* Material *
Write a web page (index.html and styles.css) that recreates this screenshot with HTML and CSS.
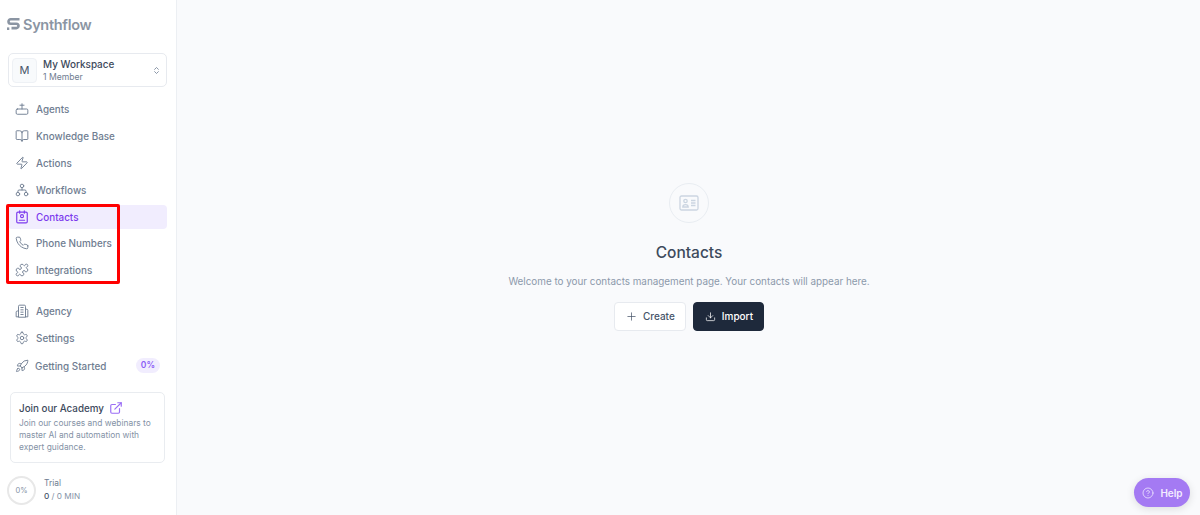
FILE: index.html
```html
<!DOCTYPE html>
<html lang="en">
<head>
    <meta charset="UTF-8">
    <title>Contacts - Synthflow</title>
    <link rel="stylesheet" href="styles.css">
</head>
<body>
    <div class="app">
        <aside class="sidebar">
            <div class="logo">
                <svg class="logo-mark" viewBox="0 0 13 12" fill="none" stroke="#8b95a3" stroke-width="2.600"><path d="M12.500 1.300H3.700a2.200 2.200 0 0 0 0 4.400h5.600a2.200 2.200 0 0 1 0 4.400H4.500"/><path d="M0 10.700h2.300"/></svg>
                <span>Synthflow</span>
            </div>

            <div class="workspace">
                <div class="ws-avatar">M</div>
                <div class="ws-text">
                    <div class="ws-name">My Workspace</div>
                    <div class="ws-sub">1 Member</div>
                </div>
                <svg class="ws-caret" viewBox="0 0 24 24" fill="none" stroke="#64748b" stroke-width="2" stroke-linecap="round" stroke-linejoin="round"><path d="m7 15 5 5 5-5"/><path d="m7 9 5-5 5 5"/></svg>
            </div>

            <nav class="nav">
                <a class="nav-item">
                    <svg class="icon" viewBox="0 0 24 24"><rect x="2" y="12" width="20" height="9" rx="2"/><path d="M12 12V3"/><path d="M8.500 5.500h7"/></svg>
                    Agents
                </a>
                <a class="nav-item">
                    <svg class="icon" viewBox="0 0 24 24"><path d="M12 7v14"/><path d="M3 18a1 1 0 0 1-1-1V4a1 1 0 0 1 1-1h5a4 4 0 0 1 4 4 4 4 0 0 1 4-4h5a1 1 0 0 1 1 1v13a1 1 0 0 1-1 1h-6a3 3 0 0 0-3 3 3 3 0 0 0-3-3z"/></svg>
                    Knowledge Base
                </a>
                <a class="nav-item">
                    <svg class="icon" viewBox="0 0 24 24"><path d="M4 14a1 1 0 0 1-.78-1.630l9.900-10.200a.5.5 0 0 1 .86.460l-1.920 6.020A1 1 0 0 0 13 10h7a1 1 0 0 1 .78 1.630l-9.900 10.200a.5.5 0 0 1-.86-.460l1.920-6.020A1 1 0 0 0 11 14z"/></svg>
                    Actions
                </a>
                <a class="nav-item">
                    <svg class="icon" viewBox="0 0 24 24"><circle cx="12" cy="5" r="3"/><circle cx="5" cy="19" r="3"/><circle cx="19" cy="19" r="3"/><path d="M5 16v-2a2 2 0 0 1 2-2h10a2 2 0 0 1 2 2v2"/><path d="M12 8v4"/></svg>
                    Workflows
                </a>
                <a class="nav-item active">
                    <svg class="icon icon-strong" viewBox="0 0 24 24"><path d="M16 1.500v4"/><path d="M8 1.500v4"/><rect x="3" y="3.500" width="18" height="18.500" rx="2"/><circle cx="12" cy="10.500" r="2.500"/><path d="M7.500 17.500h9"/></svg>
                    Contacts
                </a>
                <a class="nav-item">
                    <svg class="icon" viewBox="0 0 24 24"><path d="M22 16.900v3a2 2 0 0 1-2.200 2 19.800 19.800 0 0 1-8.600-3.100 19.500 19.500 0 0 1-6-6A19.800 19.800 0 0 1 2.100 4.200 2 2 0 0 1 4.100 2h3a2 2 0 0 1 2 1.700c.1 1 .4 1.900.7 2.800a2 2 0 0 1-.5 2.100L8.100 9.900a16 16 0 0 0 6 6l1.300-1.300a2 2 0 0 1 2.100-.4c.9.3 1.800.6 2.800.7a2 2 0 0 1 1.700 2z"/></svg>
                    Phone Numbers
                </a>
                <a class="nav-item">
                    <svg class="icon" viewBox="0 0 24 24"><path d="M15.390 4.390a1 1 0 0 0 1.680-.474 2.500 2.500 0 1 1 3.014 3.015 1 1 0 0 0-.474 1.680l1.683 1.682a2.414 2.414 0 0 1 0 3.414L19.610 15.390a1 1 0 0 1-1.680-.474 2.500 2.500 0 1 0-3.014 3.015 1 1 0 0 1 .474 1.680l-1.683 1.682a2.414 2.414 0 0 1-3.414 0L8.610 19.610a1 1 0 0 0-1.680.474 2.500 2.500 0 1 1-3.014-3.015 1 1 0 0 0 .474-1.680l-1.683-1.682a2.414 2.414 0 0 1 0-3.414L4.390 8.610a1 1 0 0 1 1.680.474 2.500 2.500 0 1 0 3.014-3.015 1 1 0 0 1-.474-1.680l1.683-1.682a2.414 2.414 0 0 1 3.414 0z"/></svg>
                    Integrations
                </a>
            </nav>

            <nav class="nav nav-second">
                <a class="nav-item">
                    <svg class="icon" viewBox="0 0 24 24"><path d="M6 22V4a2 2 0 0 1 2-2h8a2 2 0 0 1 2 2v18z"/><path d="M6 12H4a2 2 0 0 0-2 2v8h4"/><path d="M18 9h2a2 2 0 0 1 2 2v11h-4"/><path d="M10 6h4"/><path d="M10 10h4"/><path d="M10 14h4"/><path d="M10 18h4"/></svg>
                    Agency
                </a>
                <a class="nav-item">
                    <svg class="icon" viewBox="0 0 24 24"><path d="M12.200 2h-.4a2 2 0 0 0-2 2v.2a2 2 0 0 1-1 1.700l-.4.300a2 2 0 0 1-2 0l-.2-.1a2 2 0 0 0-2.700.7l-.2.400a2 2 0 0 0 .7 2.700l.2.100a2 2 0 0 1 1 1.700v.500a2 2 0 0 1-1 1.700l-.2.100a2 2 0 0 0-.7 2.700l.2.400a2 2 0 0 0 2.700.7l.2-.1a2 2 0 0 1 2 0l.4.300a2 2 0 0 1 1 1.700v.2a2 2 0 0 0 2 2h.4a2 2 0 0 0 2-2v-.2a2 2 0 0 1 1-1.700l.4-.3a2 2 0 0 1 2 0l.2.100a2 2 0 0 0 2.700-.7l.2-.4a2 2 0 0 0-.7-2.700l-.2-.1a2 2 0 0 1-1-1.700v-.5a2 2 0 0 1 1-1.700l.2-.1a2 2 0 0 0 .7-2.700l-.2-.4a2 2 0 0 0-2.700-.7l-.2.100a2 2 0 0 1-2 0l-.4-.3a2 2 0 0 1-1-1.700V4a2 2 0 0 0-2-2z"/><circle cx="12" cy="12" r="3"/></svg>
                    Settings
                </a>
                <a class="nav-item nav-start">
                    <svg class="icon" viewBox="0 0 24 24"><path d="M4.500 16.500c-1.500 1.300-2 5-2 5s3.700-.5 5-2c.7-.8.700-2.100-.1-2.900a2.200 2.200 0 0 0-2.900-.1z"/><path d="m12 15-3-3a22 22 0 0 1 2-4A12.900 12.900 0 0 1 22 2c0 2.700-.8 7.500-6 11a22 22 0 0 1-4 2z"/><path d="M9 12H4s.6-3 2-4c1.600-1.100 5 0 5 0"/><path d="M12 15v5s3-.6 4-2c1.100-1.600 0-5 0-5"/></svg>
                    <span class="nav-grow">Getting Started</span>
                    <span class="badge">0%</span>
                </a>
            </nav>

            <div class="academy">
                <div class="academy-title">
                    Join our Academy
                    <svg class="academy-link" viewBox="0 0 24 24"><path d="M15 3h6v6"/><path d="M10 14 21 3"/><path d="M18 13v6a2 2 0 0 1-2 2H5a2 2 0 0 1-2-2V8a2 2 0 0 1 2-2h6"/></svg>
                </div>
                <p class="academy-text">Join our courses and webinars to master AI and automation with expert guidance.</p>
            </div>

            <div class="trial">
                <div class="trial-ring">0%</div>
                <div>
                    <div class="trial-label">Trial</div>
                    <div class="trial-mins"><b>0</b> / 0 MIN</div>
                </div>
            </div>
        </aside>

        <main class="main">
            <div class="empty">
                <div class="empty-icon">
                    <svg viewBox="0 0 20 16" fill="none" stroke="#cbd5e1" stroke-width="1.300"><rect x="1" y="1" width="18" height="14" rx="1.500"/><circle cx="6.500" cy="6" r="1.700"/><path d="M3.800 12c0-1.700 1.200-2.300 2.700-2.300s2.700.6 2.700 2.300z"/><path d="M12 5.500h4.500M12 8h4.500M12 10.500h4.500"/></svg>
                </div>
                <h1 class="empty-title">Contacts</h1>
                <p class="empty-text">Welcome to your contacts management page. Your contacts will appear here.</p>
                <div class="empty-actions">
                    <button class="btn btn-light">
                        <svg class="btn-icon" viewBox="0 0 24 24"><path d="M4 12h16"/><path d="M12 4v16"/></svg>
                        Create
                    </button>
                    <button class="btn btn-dark">
                        <svg class="btn-icon" viewBox="0 0 24 24"><path d="M12 4v11"/><path d="m7 10 5 5 5-5"/><path d="M21 15v4a2 2 0 0 1-2 2H5a2 2 0 0 1-2-2v-4"/></svg>
                        Import
                    </button>
                </div>
            </div>
        </main>
    </div>

    <div class="highlight"></div>

    <button class="help">
        <svg class="help-icon" viewBox="0 0 24 24"><circle cx="12" cy="12" r="10"/><path d="M9.100 9a3 3 0 0 1 5.800 1c0 2-3 3-3 3"/><path d="M12 17h.01"/></svg>
        Help
    </button>
</body>
</html>
```

FILE: styles.css
```css
* { box-sizing: border-box; }
html, body { height: 100%; }
body { margin: 0; font-family: Inter, "Liberation Sans", sans-serif; color: #334155; overflow: hidden; }
p { margin: 0; }

.app { display: flex; height: 515px; }

.sidebar { width: 177px; flex-shrink: 0; background: #fff; border-right: 1px solid #eceff3; padding: 16px 9px 0 8px; }

.logo { display: flex; align-items: center; gap: 3px; height: 16px; margin-left: -1px; font-size: 14.500px; font-weight: 600; letter-spacing: -0.3px; color: #8b95a3; }
.logo-mark { width: 13px; height: 12px; }

.workspace { display: flex; align-items: center; height: 34px; margin-top: 21px; padding: 0 5px 0 3px; border: 1px solid #e7eaef; border-radius: 5px; }
.ws-avatar { width: 25px; height: 25px; display: flex; align-items: center; justify-content: center; background: #f8fafc; border: 1px solid #eef1f5; border-radius: 4px; font-size: 11px; color: #475569; }
.ws-text { flex: 1; margin-left: 6px; }
.ws-name { font-size: 9.950px; font-weight: 500; line-height: 13px; color: #3d4a5c; }
.ws-sub { font-size: 8.600px; line-height: 12px; color: #6f7d91; }
.ws-caret { width: 9px; height: 11px; }

.nav { display: flex; flex-direction: column; gap: 2.800px; margin-top: 10.400px; }
.nav-second { margin-top: 16.800px; }
.nav-item { display: flex; align-items: center; gap: 7px; height: 24px; padding: 0 7px; border-radius: 4px; font-size: 9.900px; font-weight: 500; color: #6f7d91; }
.nav-item.active { background: #f1edfe; color: #7c3aed; }
.nav-start { gap: 6px; margin-top: 1px; }
.nav-grow { flex: 1; }
.icon { width: 14px; height: 14px; flex-shrink: 0; fill: none; stroke: currentColor; stroke-width: 1.600; stroke-linecap: round; stroke-linejoin: round; }
.icon-strong { stroke-width: 2; }

.badge { padding: 2px 5px; border-radius: 8px; background: #f1edfe; color: #8b5cf6; font-size: 8.500px; font-weight: 600; line-height: 11px; }

.academy { width: 155px; height: 71px; margin: 14.400px 0 0 2px; padding: 9px 8px; border: 1px solid #e9ecf0; border-radius: 5px; }
.academy-title { display: flex; align-items: center; gap: 5px; font-size: 9.800px; font-weight: 500; line-height: 13px; color: #3d4a5c; }
.academy-link { width: 14px; height: 14px; margin: -1px 0; fill: none; stroke: #9b6ef5; stroke-width: 2; stroke-linecap: round; stroke-linejoin: round; }
.academy-text { margin-top: 2px; font-size: 8.400px; line-height: 12px; color: #8492a6; }

.trial { display: flex; align-items: center; gap: 8px; margin: 13px 0 0 -1px; }
.trial-ring { width: 29px; height: 29px; display: flex; align-items: center; justify-content: center; border: 2px solid #e8e8e8; border-radius: 50%; font-size: 7.500px; color: #8492a6; }
.trial-label { font-size: 8.400px; line-height: 13px; color: #6f7d91; }
.trial-mins { font-size: 8.200px; line-height: 13px; color: #8492a6; }
.trial-mins b { font-weight: 500; color: #475569; }

.main { flex: 1; display: flex; justify-content: center; padding-left: 1px; background: #f9fafc; }
.empty { display: flex; flex-direction: column; align-items: center; padding-top: 183px; }
.empty-icon { width: 40px; height: 40px; display: flex; align-items: center; justify-content: center; border: 1px solid #e9edf2; border-radius: 50%; }
.empty-icon svg { width: 20px; height: 16px; }
.empty-title { margin: 20px 0 0; font-size: 15.500px; font-weight: 500; line-height: 20px; color: #3d4a5c; }
.empty-text { margin-top: 11px; font-size: 9.870px; line-height: 14px; color: #8c99ab; }
.empty-actions { display: flex; gap: 7px; margin-top: 14px; }

.btn { display: flex; align-items: center; gap: 6px; height: 29px; padding: 0 10px 1px 11px; border-radius: 4px; font-family: inherit; font-size: 10px; font-weight: 500; }
.btn-light { background: #fff; border: 1px solid #e7eaef; color: #475569; }
.btn-dark { background: #1e293b; border: 1px solid #1e293b; color: #fff; }
.btn-icon { width: 11px; height: 11px; fill: none; stroke: currentColor; stroke-width: 1.600; stroke-linecap: round; stroke-linejoin: round; }

.highlight { position: absolute; left: 6px; top: 204px; width: 114px; height: 80px; border: 3px solid #f00; border-radius: 2px; }

.help { position: absolute; left: 1134px; top: 478px; width: 56px; height: 29px; display: flex; align-items: center; justify-content: center; gap: 6px; padding-left: 7px; border: 0; border-radius: 14.500px; background: #a47af3; box-shadow: 0 2px 8px rgba(0,0,0,.12); color: #f3edff; font-family: inherit; font-size: 10px; font-weight: 600; }
.help-icon { width: 12px; height: 12px; fill: none; stroke: currentColor; stroke-width: 1.500; stroke-linecap: round; stroke-linejoin: round; }
```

* Written instruction *
Pick out all the lines with the word "page" in them and copy them.

* Output for this task *
Write a web page (index.html and styles.css) that recreates this screenshot with HTML and CSS.
                <p class="empty-text">Welcome to your contacts management page. Your contacts will appear here.</p>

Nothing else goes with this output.